A saída brusca dos chamados “cem estudantes” foi preparada por uma organização de origem protestante (CIMADE) que recebeu para o efeito uma especial ajuda de organizações protestantes americanas foi levada a cabo com a ajuda (sempre cuidadosamente “esquecida”) de especialistas da CIA que se movimentavam com grande à vontade em Espanha e na fronteira franco-espanhola. A PIDE bem que se fartou de protestar por (mais) esta traição dos americanos. Deve recordar-se que muitos (mas não todos) dos estudantes africanos que “deram o salto” eram protestantes educados nas missões protestantes das colónias portuguesas muitas delas ajudadas financeiramente pelas igrejas evangélicas americanas. E também este facto tem sido “esquecido” por muito “historiador” do Império que porventura achará que a educação protestante de tantos líderes africanos das colónias portuguesas (a começar por Mondlane, o verdadeiro fundador da frente unida moçambicana que sibstituiu vantajosamente a atomizada lista de pequenas formações nacionalistas mais ou menos inócuas para o poder colonial; ou Daniel Chipenda, peses embora o que depois fez, que foi de facto e durante muito tempo o único chefe militar do MPLA a averbar alguns êxitos no terreno) é um mero pormenor.

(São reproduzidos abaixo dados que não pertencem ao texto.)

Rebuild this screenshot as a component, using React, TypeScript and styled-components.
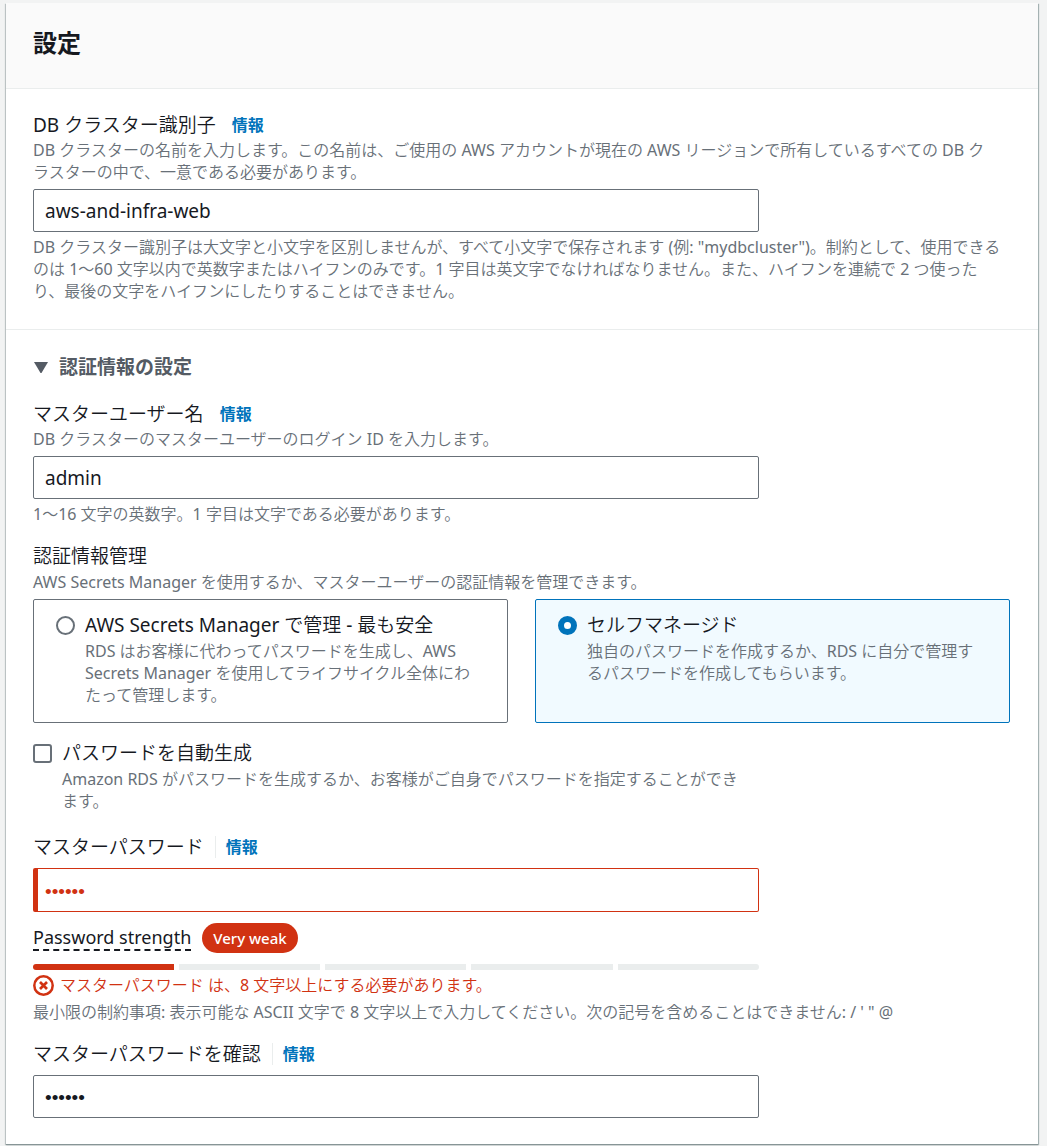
import React, { useState } from "react";
import styled, { createGlobalStyle, css } from "styled-components";

const color = {
  page: "#f2f3f3",
  text: "#16191f",
  muted: "#687078",
  header: "#545b64",
  link: "#0073bb",
  error: "#d13212",
  line: "#eaeded",
};

const boldFont = `"Noto Sans", "Noto Sans CJK JP", sans-serif`;

const GlobalStyle = createGlobalStyle`
  *, *::before, *::after { box-sizing: border-box; }
  body {
    margin: 0;
    background: ${color.page};
    color: ${color.text};
    font-family: "Noto Sans", "Noto Sans CJK JP DemiLight", "Noto Sans CJK JP", sans-serif;
    font-size: 19px;
    line-height: 26px;
  }
`;

const Card = styled.section`
  margin: 3px 9px 2px 6px;
  background: #fff;
  box-shadow: 0 1px 1px #879596, 1px 1px 1px #aab7b8, -1px 1px 1px #c6cccd;
`;

const CardHeader = styled.header`
  padding: 23px 28px 29px 27px;
  background: #fafafa;
  border-bottom: 1px solid ${color.line};
`;

const Title = styled.h2`
  margin: 0;
  font-family: ${boldFont};
  font-size: 24px;
  font-weight: 700;
  line-height: 33px;
`;

const Block = styled.div`
  padding: 23px 28px 27px 27px;
  & + & {
    border-top: 1px solid ${color.line};
    padding-top: 24px;
    padding-bottom: 22px;
  }
`;

const Field = styled.div`
  & + & {
    margin-top: 18px;
  }
`;

const LabelRow = styled.div<{ $gap?: number }>`
  display: flex;
  align-items: center;
  margin-bottom: ${(p) => p.$gap ?? 1}px;
`;

const InfoLink = styled.a<{ $divided?: boolean }>`
  margin-left: ${(p) => (p.$divided ? 11 : 16)}px;
  color: ${color.link};
  font-family: ${boldFont};
  font-size: 16px;
  font-weight: 700;
  line-height: 22px;
  text-decoration: none;
  ${(p) =>
    p.$divided &&
    css`
      padding-left: 10px;
      border-left: 1px solid ${color.line};
    `}
`;

const Hint = styled.p`
  margin: 0;
  color: ${color.muted};
  font-size: 16px;
  line-height: 22px;
`;

const Column = styled.div`
  width: calc(75% - 7px);
`;

const TextInput = styled.input<{ $invalid?: boolean }>`
  display: block;
  width: 100%;
  height: 43px;
  margin: 6px 0 4px;
  padding: 0 11px;
  border: 1px solid ${color.muted};
  border-radius: 2px;
  background: #fff;
  color: ${color.text};
  font: inherit;
  outline: none;
  &[type="password"] {
    padding-top: 3px;
    font-family: "Liberation Sans", Arial, sans-serif;
  }
  ${(p) =>
    p.$invalid &&
    css`
      height: 44px;
      padding-left: 7px;
      border-color: ${color.error};
      border-left-width: 5px;
      color: ${color.error};
    `}
`;

const Expander = styled.button`
  display: flex;
  align-items: center;
  gap: 11px;
  margin: 0 0 21px;
  padding: 0 0 0 1px;
  border: 0;
  background: none;
  color: ${color.header};
  font: inherit;
  font-family: ${boldFont};
  font-weight: 700;
`;

const Tiles = styled.div`
  display: grid;
  grid-template-columns: 1fr 1fr;
  gap: 27px;
  margin-top: 6px;
`;

const Choice = styled.label<{ $indent: number }>`
  display: grid;
  grid-template-columns: 19px 1fr;
  column-gap: ${(p) => p.$indent}px;
  align-content: start;
`;

const Tile = styled(Choice)<{ $selected: boolean }>`
  padding: 12px 22px 16px;
  border: 1px solid ${(p) => (p.$selected ? color.link : color.muted)};
  border-radius: 2px;
  background: ${(p) => (p.$selected ? "#f1faff" : "#fff")};
`;

const ChoiceText = styled.span`
  display: block;
`;

const ChoiceHint = styled(Hint).attrs({ as: "span" })`
  display: block;
  margin-top: 2px;
  white-space: nowrap;
`;

const Radio = styled.input`
  appearance: none;
  width: 19px;
  height: 19px;
  margin: 4px 0 0;
  border: 2px solid ${color.muted};
  border-radius: 50%;
  background: #fff;
  &:checked {
    border: 6px solid ${color.link};
  }
`;

const Checkbox = styled.input`
  appearance: none;
  width: 19px;
  height: 19px;
  margin: 4px 0 0;
  border: 2px solid ${color.muted};
  border-radius: 3px;
  background: #fff;
  &:checked {
    background: ${color.link};
    border-color: ${color.link};
  }
`;

const AutoGenerate = styled.div`
  margin: 17px 0 22px;
`;

const StrengthRow = styled.div`
  display: flex;
  align-items: center;
  gap: 11px;
  margin: 11px 0;
`;

const StrengthLabel = styled.span`
  border-bottom: 2px dashed ${color.text};
  font-size: 18px;
  line-height: 24px;
`;

const Badge = styled.span`
  padding: 0 11px;
  border-radius: 15px;
  background: ${color.error};
  color: #fff;
  font-size: 15px;
  font-weight: 500;
  line-height: 30px;
`;

const Meter = styled.div`
  display: grid;
  grid-template-columns: repeat(5, 1fr);
  gap: 5px;
  margin-bottom: 4px;
  border-radius: 3px;
  overflow: hidden;
`;

const MeterStep = styled.span<{ $filled: boolean }>`
  height: 6px;
  background: ${(p) => (p.$filled ? color.error : color.line)};
`;

const ErrorText = styled(Hint)`
  display: flex;
  align-items: center;
  gap: 6px;
  margin-bottom: 5px;
  color: ${color.error};
`;

const ErrorIcon = () => (
  <svg width="21" height="21" viewBox="0 0 21 21" fill="none" stroke={color.error} aria-hidden="true">
    <circle cx="10.5" cy="10.5" r="9.2" strokeWidth="2.5" />
    <path d="M7 7l7 7M14 7l-7 7" strokeWidth="2.7" />
  </svg>
);

export default function App() {
  const [open, setOpen] = useState(true);
  const [mode, setMode] = useState("self");
  return (
    <>
      <GlobalStyle />
      <Card>
        <CardHeader>
          <Title>設定</Title>
        </CardHeader>

        <Block>
          <LabelRow>
            <label htmlFor="cluster">DB クラスター識別子</label>
            <InfoLink href="#cluster-info">情報</InfoLink>
          </LabelRow>
          <Hint>
            DB クラスターの名前を入力します。この名前は、ご使用の AWS アカウントが現在の AWS リージョンで所有しているすべての DB ク
            <br />
            ラスターの中で、一意である必要があります。
          </Hint>
          <Column>
            <TextInput id="cluster" type="text" defaultValue="aws-and-infra-web" />
          </Column>
          <Hint>
            DB クラスター識別子は大文字と小文字を区別しませんが、すべて小文字で保存されます (例: "mydbcluster")。制約として、使用できる
            <br />
            のは 1～60 文字以内で英数字またはハイフンのみです。1 字目は英文字でなければなりません。また、ハイフンを連続で 2 つ使った
            <br />
            り、最後の文字をハイフンにしたりすることはできません。
          </Hint>
        </Block>

        <Block>
          <Expander type="button" aria-expanded={open} onClick={() => setOpen(!open)}>
            <svg width="14" height="12" viewBox="0 0 14 12" fill={color.header} aria-hidden="true">
              <path d="M0 1h14L7.5 12h-1z" />
            </svg>
            認証情報の設定
          </Expander>

          {open && (
            <>
              <Field>
                <LabelRow>
                  <label htmlFor="user">マスターユーザー名</label>
                  <InfoLink href="#user-info">情報</InfoLink>
                </LabelRow>
                <Hint>DB クラスターのマスターユーザーのログイン ID を入力します。</Hint>
                <Column>
                  <TextInput id="user" type="text" defaultValue="admin" />
                </Column>
                <Hint>1～16 文字の英数字。1 字目は文字である必要があります。</Hint>
              </Field>

              <Field role="radiogroup" aria-labelledby="credentials">
                <LabelRow $gap={2}>
                  <span id="credentials">認証情報管理</span>
                </LabelRow>
                <Hint>AWS Secrets Manager を使用するか、マスターユーザーの認証情報を管理できます。</Hint>
                <Tiles>
                  <Tile $indent={10} $selected={mode === "secrets"}>
                    <Radio type="radio" name="mode" checked={mode === "secrets"} onChange={() => setMode("secrets")} />
                    <ChoiceText>
                      AWS Secrets Manager で管理 - 最も安全
                      <ChoiceHint>
                        RDS はお客様に代わってパスワードを生成し、AWS
                        <br />
                        Secrets Manager を使用してライフサイクル全体にわ
                        <br />
                        たって管理します。
                      </ChoiceHint>
                    </ChoiceText>
                  </Tile>
                  <Tile $indent={10} $selected={mode === "self"}>
                    <Radio type="radio" name="mode" checked={mode === "self"} onChange={() => setMode("self")} />
                    <ChoiceText>
                      セルフマネージド
                      <ChoiceHint>
                        独自のパスワードを作成するか、RDS に自分で管理す
                        <br />
                        るパスワードを作成してもらいます。
                      </ChoiceHint>
                    </ChoiceText>
                  </Tile>
                </Tiles>
              </Field>

              <AutoGenerate>
                <Column>
                  <Choice $indent={10}>
                    <Checkbox type="checkbox" />
                    <ChoiceText>
                      パスワードを自動生成
                      <ChoiceHint>
                        Amazon RDS がパスワードを生成するか、お客様がご自身でパスワードを指定することができ
                        <br />
                        ます。
                      </ChoiceHint>
                    </ChoiceText>
                  </Choice>
                </Column>
              </AutoGenerate>

              <Field>
                <LabelRow $gap={8}>
                  <label htmlFor="password">マスターパスワード</label>
                  <InfoLink $divided href="#password-info">情報</InfoLink>
                </LabelRow>
                <Column>
                  <TextInput id="password" type="password" defaultValue="secret" $invalid aria-invalid="true" />
                  <StrengthRow>
                    <StrengthLabel>Password strength</StrengthLabel>
                    <Badge>Very weak</Badge>
                  </StrengthRow>
                  <Meter>
                    {[0, 1, 2, 3, 4].map((step) => (
                      <MeterStep key={step} $filled={step === 0} />
                    ))}
                  </Meter>
                </Column>
                <ErrorText>
                  <ErrorIcon />
                  マスターパスワード は、8 文字以上にする必要があります。
                </ErrorText>
                <Hint>最小限の制約事項: 表示可能な ASCII 文字で 8 文字以上で入力してください。次の記号を含めることはできません: / ' " @</Hint>
              </Field>

              <Field>
                <LabelRow $gap={8}>
                  <label htmlFor="confirm">マスターパスワードを確認</label>
                  <InfoLink $divided href="#confirm-info">情報</InfoLink>
                </LabelRow>
                <Column>
                  <TextInput id="confirm" type="password" defaultValue="secret" />
                </Column>
              </Field>
            </>
          )}
        </Block>
      </Card>
    </>
  );
}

Todavia, como jás e disse, foi o facto de haver um forte núcleo de estudantes evangélicos e de, por isso, haver ligações internacionais à rede poderosa de organizações protestantes com forte implantação nos meios anti-coloniais norte-americanos que tornou a famosa fuga num momento impar da propaganda anti-colonial.
À dissolução policial da “Casa” não é estranha a publicação de “Luuanda” que aliás se inseria numa série editorial (felizmente agora reeditada, sob os auspícios da comissão que coordenou as celebrações) onde foram dados a conhecer vários poetas africanos e vários líderes políticos das colónias entre eles Agostinho Neto e Viriato da Cruz que passaram à posteridade não como autores mascomo personagens decisivas do movimento emancipador. Só por esta iniciativa valeu a pena haver celebrações.
Porém, insisto no que acima disse. No momento em que um Governo desnorteado e uma polícia frustrada decidem acabar com a “Casa” já esta fervia a lume muito brando. A saída de muitos militantes e a concentração de estudantes nas universidades angolana e moçambicana faziam temer o pior para a Casa: uma morte lenta e inglória ou a continuação de um organismo onde a onda “nacional e imperial” ainda poderiam ter uma palavra a dizer.
O escandaloso encerramento da “Casa” fê-la sobreviver como mito e prova provada de que Portugal estava condenado a perder tudo em que apostara.